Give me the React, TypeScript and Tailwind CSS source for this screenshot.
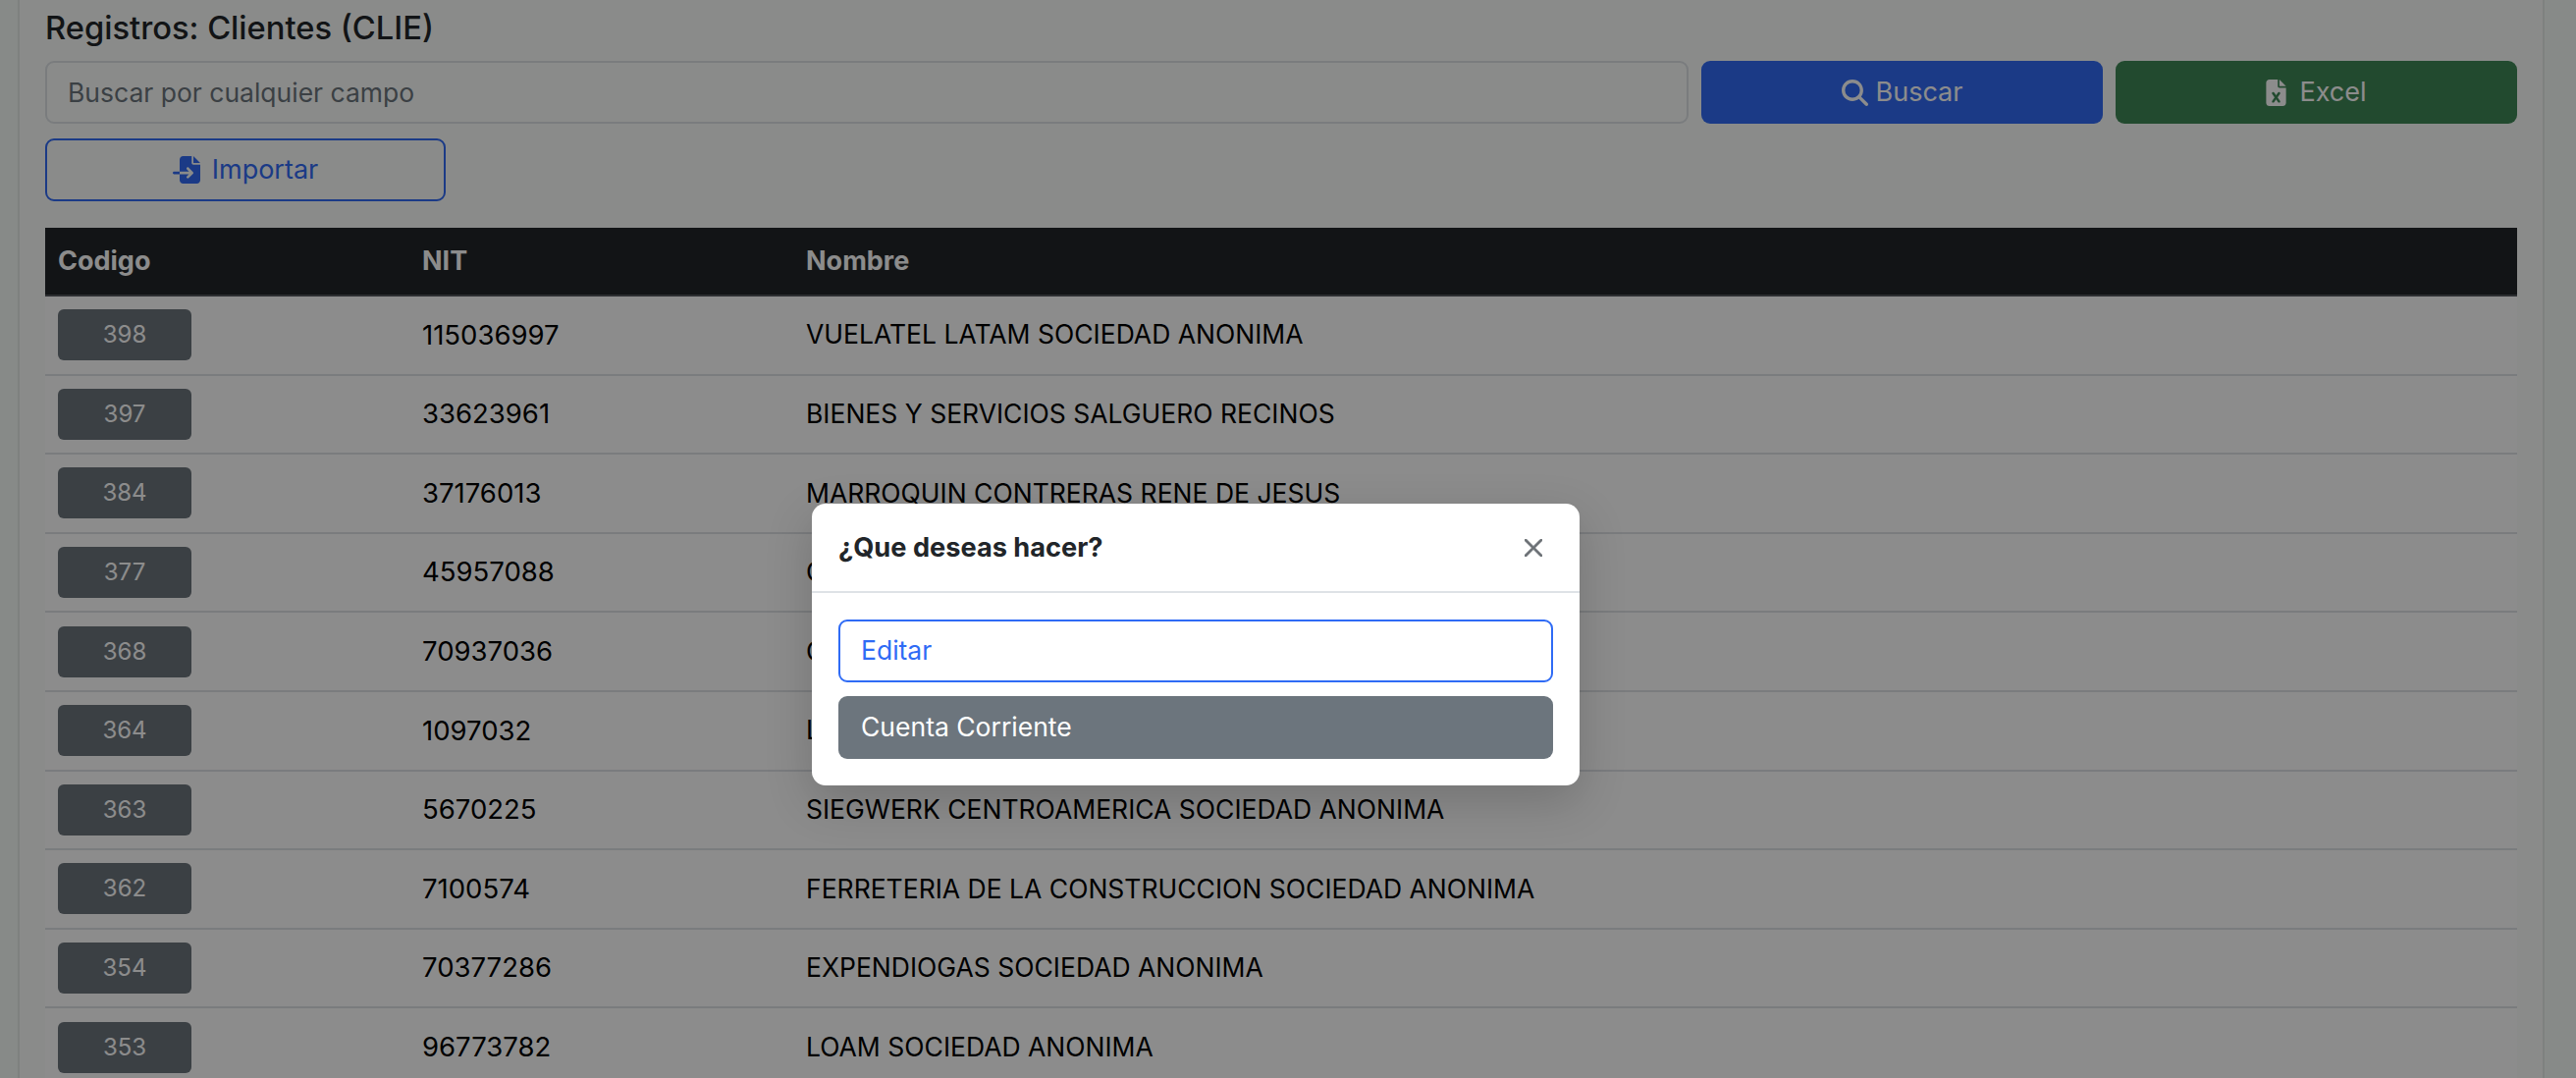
import { FaFileExcel, FaFileImport, FaMagnifyingGlass } from "react-icons/fa6";

const rows = [
  { code: "398", nit: "115036997", name: "VUELATEL LATAM SOCIEDAD ANONIMA" },
  { code: "397", nit: "33623961", name: "BIENES Y SERVICIOS SALGUERO RECINOS" },
  { code: "384", nit: "37176013", name: "MARROQUIN CONTRERAS RENE DE JESUS" },
  { code: "377", nit: "45957088", name: "C" },
  { code: "368", nit: "70937036", name: "C" },
  { code: "364", nit: "1097032", name: "L" },
  { code: "363", nit: "5670225", name: "SIEGWERK CENTROAMERICA SOCIEDAD ANONIMA" },
  { code: "362", nit: "7100574", name: "FERRETERIA DE LA CONSTRUCCION SOCIEDAD ANONIMA" },
  { code: "354", nit: "70377286", name: "EXPENDIOGAS SOCIEDAD ANONIMA" },
  { code: "353", nit: "96773782", name: "LOAM SOCIEDAD ANONIMA" },
];

export default function App() {
  return (
    <div className="relative h-[1098px] w-[2624px] overflow-hidden bg-[#f6fbf8] font-['Inter',sans-serif] text-[#212529]">
      <div className="ml-[18px] h-full w-[2574px] border-x-2 border-[#e6ebe7] bg-[#fbfefb] px-[26px]">
        <h5 className="h-[62px] pt-[8px] text-[32.7px] font-medium leading-[40px]">Registros: Clientes (CLIE)</h5>

        <div className="flex gap-[13px]">
          <input
            readOnly
            placeholder="Buscar por cualquier campo"
            className="h-[64px] min-w-0 flex-1 rounded-[9px] border-2 border-[#dee2e6] bg-transparent px-[21px] text-[26.5px] outline-none placeholder:text-[#6c757d]"
          />
          <button className="flex h-[64px] w-[409px] items-center justify-center gap-[8px] rounded-[9px] bg-[#326bf5] text-[27px] text-white">
            <FaMagnifyingGlass className="h-[27px] w-[27px]" />
            Buscar
          </button>
          <button className="flex h-[64px] w-[409px] items-center justify-center gap-[13px] rounded-[9px] bg-[#3f8757] text-[27px] text-white">
            <FaFileExcel className="h-[27px] w-[21px]" />
            Excel
          </button>
        </div>

        <button className="mt-[15px] flex h-[64px] w-[408px] items-center justify-center gap-[12px] rounded-[9px] border-2 border-[#326bf5] text-[27px] text-[#326bf5]">
          <FaFileImport className="h-[28px] w-[28px]" />
          Importar
        </button>

        <table className="mt-[27px] w-[2518px] table-fixed border-collapse">
          <colgroup>
            <col className="w-[371px]" />
            <col className="w-[391px]" />
            <col />
          </colgroup>
          <thead>
            <tr className="h-[69px] border-b-2 border-[#50545a] bg-[#212529] text-left text-[27px] font-bold text-white">
              <th className="px-[13px]">Codigo</th>
              <th className="px-[13px]">NIT</th>
              <th className="px-[13px]">Nombre</th>
            </tr>
          </thead>
          <tbody className="text-[26.5px] text-black">
            {rows.map((row) => (
              <tr key={row.code} className="h-[80.6px] border-b-2 border-[#dee2e6] bg-white">
                <td className="px-[13px]">
                  <span className="flex h-[52px] w-[136px] items-center justify-center rounded-[6px] bg-[#6c757d] text-[24px] text-white">
                    {row.code}
                  </span>
                </td>
                <td className="px-[13px] text-[27.5px]">{row.nit}</td>
                <td className="px-[13px]">{row.name}</td>
              </tr>
            ))}
          </tbody>
        </table>
      </div>

      {/* backdrop */}
      <div className="absolute inset-0 bg-black/45" />

      {/* modal */}
      <div className="absolute left-[827px] top-[513px] w-[782px] rounded-[14px] bg-white shadow-[0_16px_48px_rgba(0,0,0,0.175)]">
        <div className="flex h-[91px] items-center justify-between border-b-2 border-[#dee2e6] px-[27px] pt-[2px]">
          <h5 className="text-[27.2px] font-bold text-[#212529]">¿Que deseas hacer?</h5>
          <svg viewBox="0 0 16 16" className="mb-[2px] mr-[11px] h-[18px] w-[18px] fill-[#6b7075] stroke-[#6b7075] stroke-[0.6]">
            <path d="M.293.293a1 1 0 0 1 1.414 0L8 6.586 14.293.293a1 1 0 1 1 1.414 1.414L9.414 8l6.293 6.293a1 1 0 0 1-1.414 1.414L8 9.414l-6.293 6.293a1 1 0 0 1-1.414-1.414L6.586 8 .293 1.707a1 1 0 0 1 0-1.414z" />
          </svg>
        </div>
        <div className="flex flex-col gap-[14px] px-[27px] pb-[27px] pt-[27px]">
          <button className="flex h-[64px] items-center rounded-[9px] border-2 border-[#2f6bf5] px-[21px] text-[26.5px] text-[#2f6bf5]">Editar</button>
          <button className="flex h-[64px] items-center rounded-[9px] bg-[#6c757d] px-[23px] text-[26.5px] text-white">Cuenta Corriente</button>
        </div>
      </div>
    </div>
  );
}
○ ○ ○
[Given task] The data should be printed again unchanged; leave its pictures out.

[The result]
Give me the React, TypeScript and Tailwind CSS source for this screenshot.
import { FaFileExcel, FaFileImport, FaMagnifyingGlass } from "react-icons/fa6";

const rows = [
  { code: "398", nit: "115036997", name: "VUELATEL LATAM SOCIEDAD ANONIMA" },
  { code: "397", nit: "33623961", name: "BIENES Y SERVICIOS SALGUERO RECINOS" },
  { code: "384", nit: "37176013", name: "MARROQUIN CONTRERAS RENE DE JESUS" },
  { code: "377", nit: "45957088", name: "C" },
  { code: "368", nit: "70937036", name: "C" },
  { code: "364", nit: "1097032", name: "L" },
  { code: "363", nit: "5670225", name: "SIEGWERK CENTROAMERICA SOCIEDAD ANONIMA" },
  { code: "362", nit: "7100574", name: "FERRETERIA DE LA CONSTRUCCION SOCIEDAD ANONIMA" },
  { code: "354", nit: "70377286", name: "EXPENDIOGAS SOCIEDAD ANONIMA" },
  { code: "353", nit: "96773782", name: "LOAM SOCIEDAD ANONIMA" },
];

export default function App() {
  return (
    <div className="relative h-[1098px] w-[2624px] overflow-hidden bg-[#f6fbf8] font-['Inter',sans-serif] text-[#212529]">
      <div className="ml-[18px] h-full w-[2574px] border-x-2 border-[#e6ebe7] bg-[#fbfefb] px-[26px]">
        <h5 className="h-[62px] pt-[8px] text-[32.7px] font-medium leading-[40px]">Registros: Clientes (CLIE)</h5>

        <div className="flex gap-[13px]">
          <input
            readOnly
            placeholder="Buscar por cualquier campo"
            className="h-[64px] min-w-0 flex-1 rounded-[9px] border-2 border-[#dee2e6] bg-transparent px-[21px] text-[26.5px] outline-none placeholder:text-[#6c757d]"
          />
          <button className="flex h-[64px] w-[409px] items-center justify-center gap-[8px] rounded-[9px] bg-[#326bf5] text-[27px] text-white">
            <FaMagnifyingGlass className="h-[27px] w-[27px]" />
            Buscar
          </button>
          <button className="flex h-[64px] w-[409px] items-center justify-center gap-[13px] rounded-[9px] bg-[#3f8757] text-[27px] text-white">
            <FaFileExcel className="h-[27px] w-[21px]" />
            Excel
          </button>
        </div>

        <button className="mt-[15px] flex h-[64px] w-[408px] items-center justify-center gap-[12px] rounded-[9px] border-2 border-[#326bf5] text-[27px] text-[#326bf5]">
          <FaFileImport className="h-[28px] w-[28px]" />
          Importar
        </button>

        <table className="mt-[27px] w-[2518px] table-fixed border-collapse">
          <colgroup>
            <col className="w-[371px]" />
            <col className="w-[391px]" />
            <col />
          </colgroup>
          <thead>
            <tr className="h-[69px] border-b-2 border-[#50545a] bg-[#212529] text-left text-[27px] font-bold text-white">
              <th className="px-[13px]">Codigo</th>
              <th className="px-[13px]">NIT</th>
              <th className="px-[13px]">Nombre</th>
            </tr>
          </thead>
          <tbody className="text-[26.5px] text-black">
            {rows.map((row) => (
              <tr key={row.code} className="h-[80.6px] border-b-2 border-[#dee2e6] bg-white">
                <td className="px-[13px]">
                  <span className="flex h-[52px] w-[136px] items-center justify-center rounded-[6px] bg-[#6c757d] text-[24px] text-white">
                    {row.code}
                  </span>
                </td>
                <td className="px-[13px] text-[27.5px]">{row.nit}</td>
                <td className="px-[13px]">{row.name}</td>
              </tr>
            ))}
          </tbody>
        </table>
      </div>

      {/* backdrop */}
      <div className="absolute inset-0 bg-black/45" />

      {/* modal */}
      <div className="absolute left-[827px] top-[513px] w-[782px] rounded-[14px] bg-white shadow-[0_16px_48px_rgba(0,0,0,0.175)]">
        <div className="flex h-[91px] items-center justify-between border-b-2 border-[#dee2e6] px-[27px] pt-[2px]">
          <h5 className="text-[27.2px] font-bold text-[#212529]">¿Que deseas hacer?</h5>
          <svg viewBox="0 0 16 16" className="mb-[2px] mr-[11px] h-[18px] w-[18px] fill-[#6b7075] stroke-[#6b7075] stroke-[0.6]">
            <path d="M.293.293a1 1 0 0 1 1.414 0L8 6.586 14.293.293a1 1 0 1 1 1.414 1.414L9.414 8l6.293 6.293a1 1 0 0 1-1.414 1.414L8 9.414l-6.293 6.293a1 1 0 0 1-1.414-1.414L6.586 8 .293 1.707a1 1 0 0 1 0-1.414z" />
          </svg>
        </div>
        <div className="flex flex-col gap-[14px] px-[27px] pb-[27px] pt-[27px]">
          <button className="flex h-[64px] items-center rounded-[9px] border-2 border-[#2f6bf5] px-[21px] text-[26.5px] text-[#2f6bf5]">Editar</button>
          <button className="flex h-[64px] items-center rounded-[9px] bg-[#6c757d] px-[23px] text-[26.5px] text-white">Cuenta Corriente</button>
        </div>
      </div>
    </div>
  );
}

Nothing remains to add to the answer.